Поэт так и не кончил своих строф. Когда он вернулся в артистическую комнату с книгой в дрожащих руках - на глазах у него были слезы.
Хорошенький правовед, странно улыбаясь, раскланивался с Валентиной.
- Вы едете? Уже едете? - тянул он. - Позвольте, позвольте! Вам непременно нужно пойти проститься с maman. Мы пойдем искать maman.
"Твоей maman следовало бы прийти проститься со мной", - в злобе подумала Валентина, отыскивая шарф.
Но мальчик не отставал.
- Позвольте вашу руку. Maman будет в отчаянии.
Валентина рассеянно положила руку на рукав его мундира. Но в сенях она вдруг заметила, что он жмет руку и берет ее другой рукой. Валентина в недоумении отшатнулась. Правовед не унывал. И при входе в длинный ряд комнат, где были гости, Валентина с ужасом убедилась, что стройный правоведик до неприличия пьян. Он водил кругом тупыми глазами и повторял нараспев: "maman, maman, maman!" Ливрейные лакеи у дверей слушали дикий напев с невозмутимой серьезностью.
Гости разбились на кружки хороших знакомых и так весело и беззаботно болтали, что никто бы не поверил, что они целый вечер терпели Баратынского. Дохлый кавалергард уже извивался около красавицы с вырезом на груди. Двоекуров тоже был тут и щеголял изысканностью манер.

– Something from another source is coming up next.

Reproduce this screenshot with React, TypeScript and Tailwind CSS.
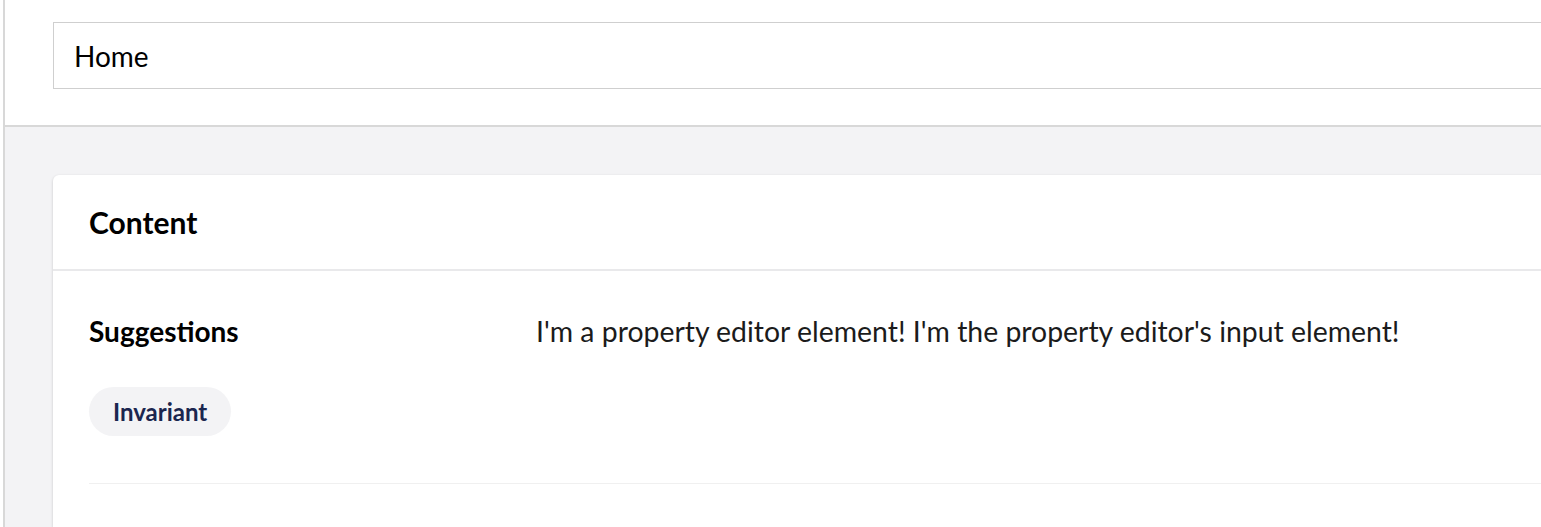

Валентина не знала, что ей делать. По счастью, она увидала невдалеке графиню, председательницу общества попечительства о вечных идиотах. Графиня рассеянно обернула свое лицо, полное и свежее, как у здоровой коровницы, к Валентине. Узнав ее - она поблагодарила с любезностью и даже пригласила когда-нибудь ее к себе, на что Валентина, удивленная пределом бесцеремонности графини, ничего не ответила.
Она спешила, не глядя по сторонам, к выходу.
Правовед нетвердо шел за ней и громко говорил:
- Я вам сам привезу программу… Вы забыли программу… Я непременно сам…
Валентина изо всех сил ускоряла шаги, не глядя, завернулась в ротонду и успокоилась только на привычных подушках своей кареты, колеса которой заскрипели по снегу.
Шум и какой-то противный туман стояли в голове Валентины. Она невольно вздохнула и сказала громко:
- Слава тебе Господи! Кончился этот бред!
XIII
<…>
XIV
Валентина Сергеевна провела несколько томительных дней. Последний месяц дружба ее с Кирилловым была особенно тесна и даже имела оттенок нежный - в этом, впрочем, Валентина Сергеевна и себе не хотела признаться, намеренно закрывая глаза. Быть добросовестной и оборвать отношения, могущие дать несчастье, - не было сил; а прямо идти на все последствия ради своего скрытого желания - не хватало смелости. Валентина, поддаваясь своей женской натуре, начинала хитрить и с собой, предоставляя события их течению.
Кириллов почти беспрерывно был в Петербурге. Один раз, когда он отправился в Москву и провел там сплошь целую неделю, - изумленная Валентина Сергеевна даже послала ему телеграмму.
Наблюдатель поверхностный вряд ли назвал бы их и друзьями. Они вечно спорили и даже мало слушали друг друга. Точно по взаимному соглашению ни Кириллов, ни Валентина - после их первого разговора - никогда больше не касались личных дел. Отвлеченные споры тем были горячее.
Но несколько дней назад все круто изменилось. Кириллов пришел вечером. Толковали о каком-то новом европейском журнале - и, по обыкновению, совершенно не соглашались друг с другом.
Вдруг Валентина Сергеевна взглянула в окно. Портьера, по забывчивости, была откинута. Полукруглое, широкое окно светлело голубое, яркое, как сталь. Сверкающий снег, казалось, отражал звезды ясного и холодного неба. Луна стояла высоко, была маленькая, но не печальная, властная, потому что лучи ее проникали всюду, трогали нежными иглами все, что кругом видел глаз. И за окном, казалось Валентине, было торжественно, жутко, важно и необычайно.